Another Analysis Finds GOP Tax Plan Would Balloon Deficits
A study by the University of Pennsylvania’s Wharton School, using the Penn Wharton Budget Model (PWBM), finds that three modeled versions of the plan would raise deficits by up to $3.5 trillion over 10 years and as much as $12.2 trillion by 2040. The lowest-cost plan modeled in the study — a version that would tax corporate income at 25 percent instead of the GOP’s proposed 20 percent and pass-through income at 28 percent instead of 25 percent, among a host of other assumptions and tweaks — would lose $1.5 trillion over 10 years, or $1 trillion after accounting for economic feedback effects. (The budget adopted by Republicans last week allows for up to $1.5 trillion to the added to the deficit.) The study also found that workers’ wages would increase by about 1.4 percent over a decade, far shy of the estimated benefits being claimed by the White House.
The Budget Vote May Depend on a SALT Deal
House GOP members concerned about the proposal to repeal the deduction for state and local taxes are supposed to meet with party leaders Wednesday evening.

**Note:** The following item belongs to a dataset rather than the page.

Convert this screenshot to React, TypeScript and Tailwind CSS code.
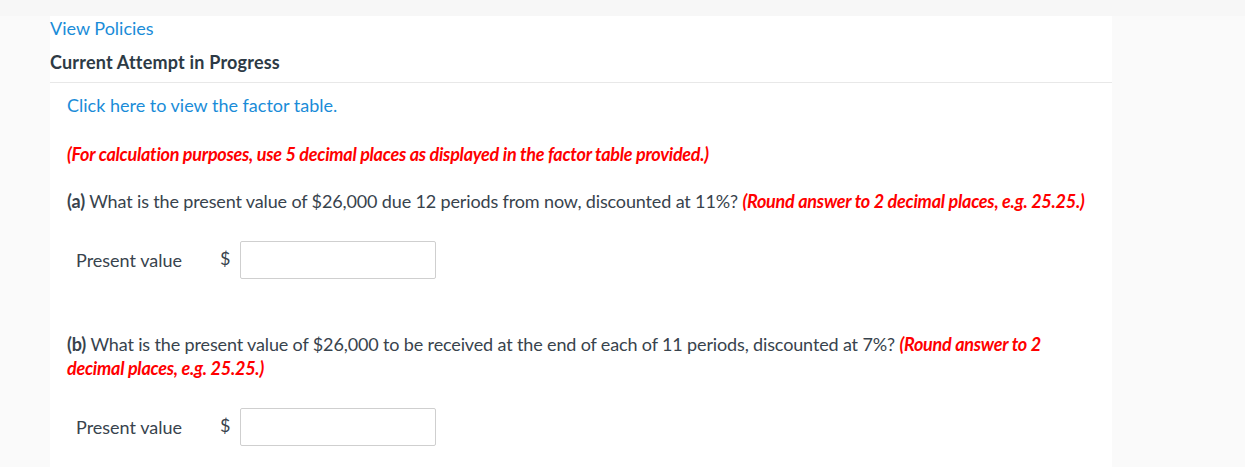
export default function App() {
  return (
    <div className="min-h-[467px] bg-[#f7f7f7] pt-4 font-['Lato','Noto_Sans',sans-serif] text-[18px] text-[#38434d]">
      <div className="bg-[#fafafa]">
        <div className="ml-[50px] w-[1062px] bg-white pb-6">
          <a className="block leading-6 text-[#1a8cd8]">View Policies</a>
          <div className="mt-[10px] leading-6 font-bold tracking-[0.2px] text-[#2d3a45]">Current Attempt in Progress</div>
          <div className="mt-[8px] h-px bg-[#e8e8e8]" />
          <div className="px-[17px]">
            <a className="mt-[10px] block leading-6 text-[#1a8cd8]">Click here to view the factor table.</a>
            <p className="mt-[25px] leading-6 font-bold italic tracking-[-0.26px] text-[#ff0000]">
              (For calculation purposes, use 5 decimal places as displayed in the factor table provided.)
            </p>
            <p className="mt-[23px] leading-6 tracking-[-0.14px]">
              <span className="font-bold">(a)</span> What is the present value of $26,000 due 12 periods from now, discounted at 11%?{' '}
              <span className="font-bold italic tracking-[-0.25px] text-[#ff0000]">(Round answer to 2 decimal places, e.g. 25.25.)</span>
            </p>
            <div className="mt-[28px] flex items-center pl-[9px]">
              <span className="w-[144px]">Present value</span>
              <span className="mb-1 w-[20px]">$</span>
              <input className="h-[38px] w-[196px] rounded-[2px] border border-[#cfcfcf] bg-white" />
            </div>
            <p className="mt-[53px] w-[990px] leading-6 tracking-[-0.14px]">
              <span className="font-bold">(b)</span> What is the present value of $26,000 to be received at the end of each of 11 periods, discounted at 7%?{' '}
              <span className="font-bold italic tracking-[-0.25px] text-[#ff0000]">(Round answer to 2 decimal places, e.g. 25.25.)</span>
            </p>
            <div className="mt-[28px] flex items-center pl-[9px]">
              <span className="w-[144px]">Present value</span>
              <span className="mb-1 w-[20px]">$</span>
              <input className="h-[38px] w-[196px] rounded-[2px] border border-[#cfcfcf] bg-white" />
            </div>
          </div>
        </div>
      </div>
    </div>
  )
}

They’re reportedly looking to reach a compromise deal to keep the tax break in some form — and the budget vote might be at stake, Bloomberg reports: “House Republicans hold 239 seats and need 217 votes to adopt the budget — a critical step to passing tax changes without Democratic support. That means 23 defections could sink the budget resolution — assuming no absences or Democratic support.”